What other sites have been lost, or are at risk?

The Leakeys did a great job in sensitizing East Africans to their long past and their responsibility to care for that history. You can go to any part of Tanzania, Kenya or Ethiopia and find people who are proud of that past, who welcome archaeologists to do all kinds of research.

But we are also dealing with population growth. When I was young, Kenya’s population was about 8 million, then 15 million, and now it is more than 55 million. There’s been similar population explosions in Tanzania, in Uganda, in Rwanda, in Burundi, in Ethiopia. And these people must live somewhere. As in the past many people have migrated. And they move into new areas where they are less emotionally engaged in local histories; they destroy archaeological sites that hold the histories and sacred knowledge of earlier residents.

So we have lost a lot of urban sites along the east coast of Africa. I think we archaeologists need to communicate their importance better, and these nations need to manage the heritage sites better.

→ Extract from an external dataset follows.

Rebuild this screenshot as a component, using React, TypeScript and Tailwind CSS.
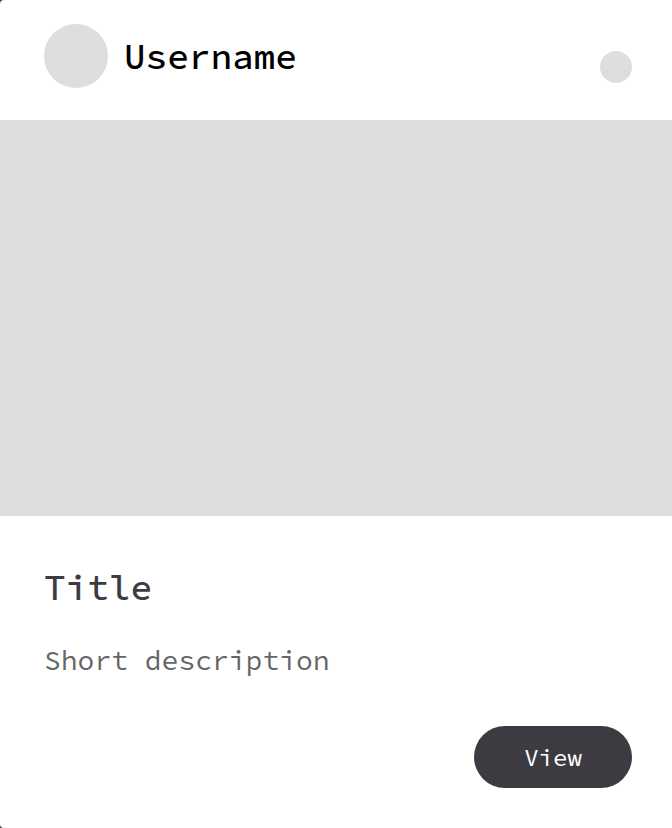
export default function App() {
  return (
    <div className="bg-[#3d3b42] font-['Source_Code_Pro','Liberation_Mono',monospace]">
      <article className="flex min-h-screen flex-col rounded-l-sm bg-white">
        <header className="flex h-[120px] items-center justify-between pr-10 pl-11">
          <div className="flex items-center gap-4 pb-2">
            <span className="size-16 rounded-full bg-[#dedede]" />
            <h2 className="pt-0.5 text-[36px] leading-[44px] font-medium text-black">Username</h2>
          </div>
          <button type="button" aria-label="More options" className="mt-[14px] size-8 rounded-full bg-[#dedede]" />
        </header>
        <div className="h-[396px] bg-[#dedede]" />
        <section className="flex flex-1 flex-col pt-[50px] pr-10 pb-10 pl-11">
          <h1 className="text-[36px] leading-[44px] font-medium text-[#3d3b42]">Title</h1>
          <p className="mt-8 text-[28px] leading-9 text-[#666666]">Short description</p>
          <button type="button" className="mt-auto h-[62px] w-[158px] self-end rounded-full bg-[#3d3b42] pt-0.5 text-2xl text-white">
            View
          </button>
        </section>
      </article>
    </div>
  );
}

If we can conserve some of these sites, we can make our case for their future study. If we don’t, we will fail future generations of young men and women who want to be archaeologists.

Will East African archaeology be able to continue in the face of such threats, including the loss of those sites and funding woes?

Most African governments, with the exception of South Africa and Egypt, do not have dedicated funds for this kind of research. The bulk of funding for archaeology has always come from the United States and Europe. For example, the US National Science Foundation has been one of the engines that funded a lot of archaeology research around the world, but US funding of research has been slashed recently.

I think that those moments of change are very important, not only for people in East Africa, but for the rest of us. These funding cuts are very tragic, but this research is very important, and despite threats to supporting research on our origins, I remain optimistic that we’ll find a way to continue research of the deep history of humankind in East Africa.